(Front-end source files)
--------

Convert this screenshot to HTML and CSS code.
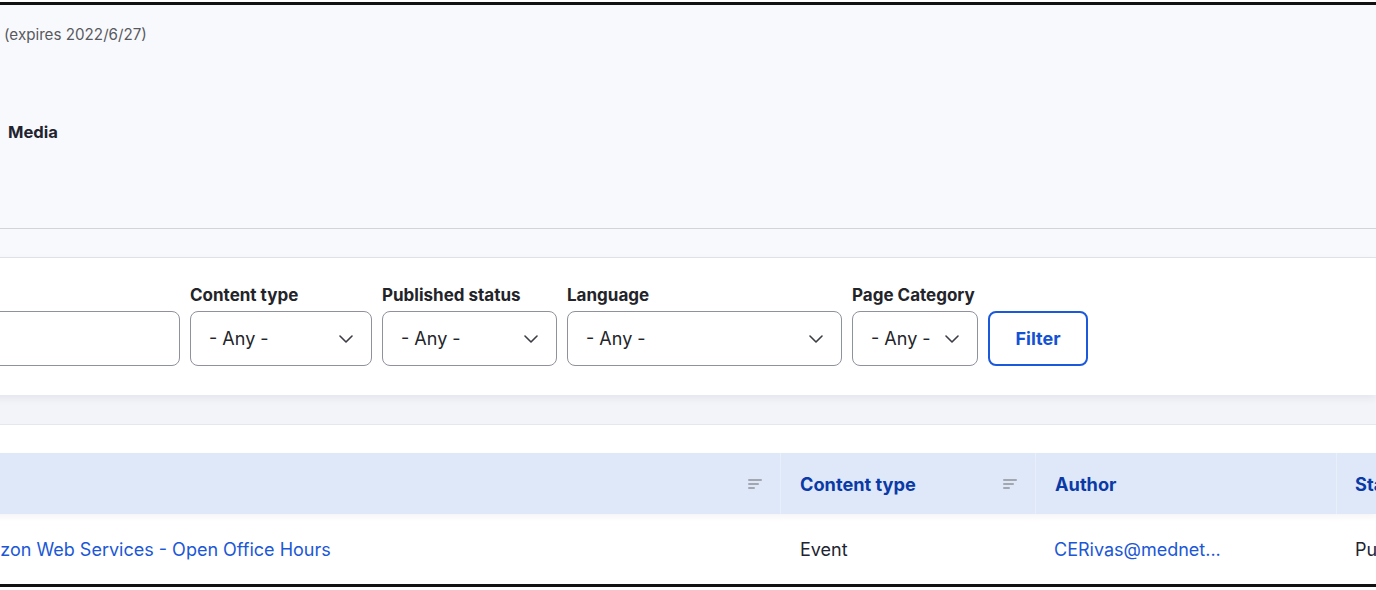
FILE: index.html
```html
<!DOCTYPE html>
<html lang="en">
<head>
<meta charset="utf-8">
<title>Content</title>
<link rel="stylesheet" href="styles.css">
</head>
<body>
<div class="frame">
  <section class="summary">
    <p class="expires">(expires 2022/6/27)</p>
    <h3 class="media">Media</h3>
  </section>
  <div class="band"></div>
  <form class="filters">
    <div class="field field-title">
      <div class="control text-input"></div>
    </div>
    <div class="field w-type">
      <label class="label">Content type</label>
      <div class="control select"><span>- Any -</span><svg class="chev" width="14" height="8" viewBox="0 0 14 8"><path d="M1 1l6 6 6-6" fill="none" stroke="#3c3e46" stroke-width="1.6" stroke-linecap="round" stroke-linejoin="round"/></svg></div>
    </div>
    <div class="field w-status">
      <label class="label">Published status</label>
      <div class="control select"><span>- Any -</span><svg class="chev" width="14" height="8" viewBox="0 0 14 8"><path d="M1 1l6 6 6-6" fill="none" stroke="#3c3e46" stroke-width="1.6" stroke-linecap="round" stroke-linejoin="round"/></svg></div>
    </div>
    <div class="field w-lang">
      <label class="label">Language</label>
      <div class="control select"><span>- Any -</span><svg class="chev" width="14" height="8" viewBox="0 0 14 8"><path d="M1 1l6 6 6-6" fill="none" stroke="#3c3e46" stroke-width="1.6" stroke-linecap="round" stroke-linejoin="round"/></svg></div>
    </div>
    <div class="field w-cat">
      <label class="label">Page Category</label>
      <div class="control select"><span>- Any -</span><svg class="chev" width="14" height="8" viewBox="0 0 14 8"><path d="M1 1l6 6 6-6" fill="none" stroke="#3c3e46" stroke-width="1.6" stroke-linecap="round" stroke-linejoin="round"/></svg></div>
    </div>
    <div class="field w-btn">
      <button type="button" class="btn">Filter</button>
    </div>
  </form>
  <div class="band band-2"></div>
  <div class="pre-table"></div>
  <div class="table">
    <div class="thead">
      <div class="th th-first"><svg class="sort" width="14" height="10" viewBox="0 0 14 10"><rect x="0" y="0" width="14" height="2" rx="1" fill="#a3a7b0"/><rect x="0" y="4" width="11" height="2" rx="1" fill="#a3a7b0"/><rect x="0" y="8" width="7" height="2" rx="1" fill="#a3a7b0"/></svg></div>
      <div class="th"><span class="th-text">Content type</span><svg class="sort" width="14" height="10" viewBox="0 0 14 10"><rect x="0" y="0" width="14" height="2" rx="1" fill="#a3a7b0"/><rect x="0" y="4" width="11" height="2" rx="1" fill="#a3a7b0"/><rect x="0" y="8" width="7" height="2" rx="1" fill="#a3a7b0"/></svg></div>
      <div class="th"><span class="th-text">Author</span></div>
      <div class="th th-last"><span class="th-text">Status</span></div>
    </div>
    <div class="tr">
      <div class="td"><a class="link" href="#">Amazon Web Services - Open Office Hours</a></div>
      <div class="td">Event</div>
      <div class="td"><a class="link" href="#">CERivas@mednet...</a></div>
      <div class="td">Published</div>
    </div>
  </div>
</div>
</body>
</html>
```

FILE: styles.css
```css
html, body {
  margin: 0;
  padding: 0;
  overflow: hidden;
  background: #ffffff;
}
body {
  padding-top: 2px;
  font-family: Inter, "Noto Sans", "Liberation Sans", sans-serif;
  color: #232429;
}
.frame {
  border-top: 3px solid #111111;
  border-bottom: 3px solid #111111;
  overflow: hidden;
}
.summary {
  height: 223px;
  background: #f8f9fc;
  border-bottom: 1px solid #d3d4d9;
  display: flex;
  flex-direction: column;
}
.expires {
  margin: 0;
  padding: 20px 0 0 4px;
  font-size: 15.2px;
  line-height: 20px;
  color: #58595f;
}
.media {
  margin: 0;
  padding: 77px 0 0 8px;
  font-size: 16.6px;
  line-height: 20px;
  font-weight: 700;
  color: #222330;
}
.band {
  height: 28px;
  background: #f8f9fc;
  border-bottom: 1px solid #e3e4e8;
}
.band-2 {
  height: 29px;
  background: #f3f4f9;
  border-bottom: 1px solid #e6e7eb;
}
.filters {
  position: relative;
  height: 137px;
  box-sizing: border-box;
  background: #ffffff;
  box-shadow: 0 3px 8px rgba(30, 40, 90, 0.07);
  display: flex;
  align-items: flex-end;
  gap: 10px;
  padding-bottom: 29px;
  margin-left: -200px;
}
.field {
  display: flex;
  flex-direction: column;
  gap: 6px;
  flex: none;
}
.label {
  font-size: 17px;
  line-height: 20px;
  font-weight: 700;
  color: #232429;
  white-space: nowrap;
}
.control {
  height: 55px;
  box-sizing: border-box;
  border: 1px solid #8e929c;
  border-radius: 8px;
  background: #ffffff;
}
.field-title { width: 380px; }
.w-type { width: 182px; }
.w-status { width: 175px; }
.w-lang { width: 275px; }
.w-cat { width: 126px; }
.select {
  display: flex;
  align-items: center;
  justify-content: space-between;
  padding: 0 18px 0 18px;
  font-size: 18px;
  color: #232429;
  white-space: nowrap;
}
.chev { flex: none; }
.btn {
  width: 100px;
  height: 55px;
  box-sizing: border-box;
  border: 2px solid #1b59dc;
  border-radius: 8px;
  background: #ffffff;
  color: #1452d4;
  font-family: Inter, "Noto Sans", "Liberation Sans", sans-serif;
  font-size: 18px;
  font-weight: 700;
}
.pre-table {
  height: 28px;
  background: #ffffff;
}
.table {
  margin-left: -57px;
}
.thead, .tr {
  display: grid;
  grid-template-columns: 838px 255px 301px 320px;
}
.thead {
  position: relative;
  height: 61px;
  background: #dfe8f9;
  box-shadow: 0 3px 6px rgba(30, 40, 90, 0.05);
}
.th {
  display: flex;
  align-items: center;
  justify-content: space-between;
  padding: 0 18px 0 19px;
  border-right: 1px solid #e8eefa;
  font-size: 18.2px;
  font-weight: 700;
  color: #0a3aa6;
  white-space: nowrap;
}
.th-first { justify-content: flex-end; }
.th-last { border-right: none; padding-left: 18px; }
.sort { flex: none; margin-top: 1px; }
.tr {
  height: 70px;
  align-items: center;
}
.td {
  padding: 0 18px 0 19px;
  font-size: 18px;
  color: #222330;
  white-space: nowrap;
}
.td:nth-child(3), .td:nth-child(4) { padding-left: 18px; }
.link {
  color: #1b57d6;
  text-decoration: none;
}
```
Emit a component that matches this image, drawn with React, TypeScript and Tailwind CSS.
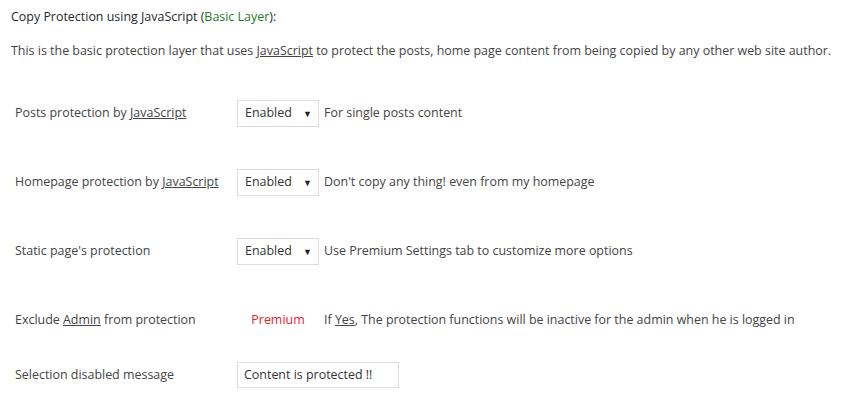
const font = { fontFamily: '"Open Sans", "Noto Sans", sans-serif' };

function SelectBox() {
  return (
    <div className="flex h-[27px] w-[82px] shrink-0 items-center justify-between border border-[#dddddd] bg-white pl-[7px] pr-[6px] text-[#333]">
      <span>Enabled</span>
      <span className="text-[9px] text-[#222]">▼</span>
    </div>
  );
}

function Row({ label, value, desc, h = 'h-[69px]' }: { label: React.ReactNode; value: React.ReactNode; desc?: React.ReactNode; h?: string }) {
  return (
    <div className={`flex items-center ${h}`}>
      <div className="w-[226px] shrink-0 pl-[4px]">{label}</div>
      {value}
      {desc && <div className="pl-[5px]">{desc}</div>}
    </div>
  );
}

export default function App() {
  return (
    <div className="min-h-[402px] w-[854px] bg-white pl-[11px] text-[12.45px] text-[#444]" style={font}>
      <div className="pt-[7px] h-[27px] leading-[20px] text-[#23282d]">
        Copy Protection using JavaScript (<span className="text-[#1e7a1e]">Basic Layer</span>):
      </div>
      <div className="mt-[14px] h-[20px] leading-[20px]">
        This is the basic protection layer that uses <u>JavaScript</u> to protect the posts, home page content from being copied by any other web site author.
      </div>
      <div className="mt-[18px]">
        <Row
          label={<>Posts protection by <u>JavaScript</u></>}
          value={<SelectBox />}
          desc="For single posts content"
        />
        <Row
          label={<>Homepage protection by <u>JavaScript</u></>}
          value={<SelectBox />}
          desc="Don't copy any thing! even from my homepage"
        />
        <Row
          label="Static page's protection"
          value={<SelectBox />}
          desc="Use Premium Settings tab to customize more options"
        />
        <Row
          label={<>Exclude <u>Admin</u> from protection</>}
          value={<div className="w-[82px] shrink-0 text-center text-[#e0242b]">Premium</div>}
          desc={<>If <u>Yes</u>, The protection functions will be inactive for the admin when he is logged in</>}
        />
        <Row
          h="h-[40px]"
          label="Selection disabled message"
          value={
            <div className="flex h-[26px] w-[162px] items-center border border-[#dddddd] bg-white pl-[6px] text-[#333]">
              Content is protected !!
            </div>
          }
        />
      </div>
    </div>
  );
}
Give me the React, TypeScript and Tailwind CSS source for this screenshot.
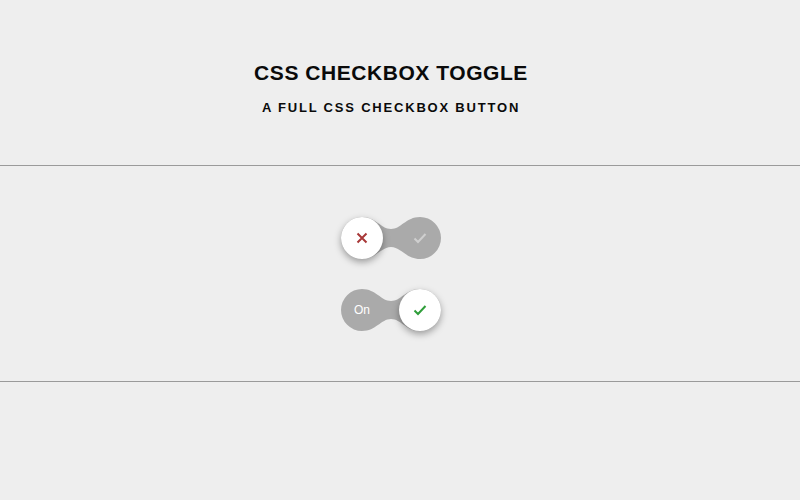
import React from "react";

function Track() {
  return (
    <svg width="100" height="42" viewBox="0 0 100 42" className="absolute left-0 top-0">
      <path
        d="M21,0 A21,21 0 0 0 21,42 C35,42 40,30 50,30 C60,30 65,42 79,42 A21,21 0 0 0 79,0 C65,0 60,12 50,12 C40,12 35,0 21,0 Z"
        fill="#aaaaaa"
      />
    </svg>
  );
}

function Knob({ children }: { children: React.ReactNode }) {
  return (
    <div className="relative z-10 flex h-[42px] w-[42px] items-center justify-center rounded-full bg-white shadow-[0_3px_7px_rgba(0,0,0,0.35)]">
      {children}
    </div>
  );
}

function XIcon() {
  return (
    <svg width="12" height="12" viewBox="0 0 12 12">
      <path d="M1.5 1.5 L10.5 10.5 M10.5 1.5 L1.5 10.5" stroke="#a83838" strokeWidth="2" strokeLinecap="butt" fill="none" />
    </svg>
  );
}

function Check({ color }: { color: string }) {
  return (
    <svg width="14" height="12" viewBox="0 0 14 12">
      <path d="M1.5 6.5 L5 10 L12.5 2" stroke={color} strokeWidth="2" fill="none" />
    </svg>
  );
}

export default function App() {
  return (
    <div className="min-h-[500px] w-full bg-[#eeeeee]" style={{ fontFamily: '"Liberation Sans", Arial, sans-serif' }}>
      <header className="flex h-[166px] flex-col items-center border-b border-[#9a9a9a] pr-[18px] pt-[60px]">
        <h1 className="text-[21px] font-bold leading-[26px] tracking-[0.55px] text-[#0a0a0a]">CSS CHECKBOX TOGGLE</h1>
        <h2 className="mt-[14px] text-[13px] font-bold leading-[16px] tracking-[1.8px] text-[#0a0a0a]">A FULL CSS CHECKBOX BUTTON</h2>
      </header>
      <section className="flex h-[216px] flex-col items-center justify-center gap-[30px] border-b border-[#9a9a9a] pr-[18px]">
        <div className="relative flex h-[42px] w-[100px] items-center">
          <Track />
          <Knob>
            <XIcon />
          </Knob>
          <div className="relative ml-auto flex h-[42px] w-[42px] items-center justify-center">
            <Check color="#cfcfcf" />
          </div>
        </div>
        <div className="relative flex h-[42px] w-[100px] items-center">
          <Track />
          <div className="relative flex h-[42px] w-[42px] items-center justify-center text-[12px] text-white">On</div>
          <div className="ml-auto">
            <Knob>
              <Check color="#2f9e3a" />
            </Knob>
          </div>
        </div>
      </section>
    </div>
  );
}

--------

## TASK TO COMPLETE
Copy each line of the records containing the string "TypeScript".

## ANSWER FOR THE TASK
Emit a component that matches this image, drawn with React, TypeScript and Tailwind CSS.
Give me the React, TypeScript and Tailwind CSS source for this screenshot.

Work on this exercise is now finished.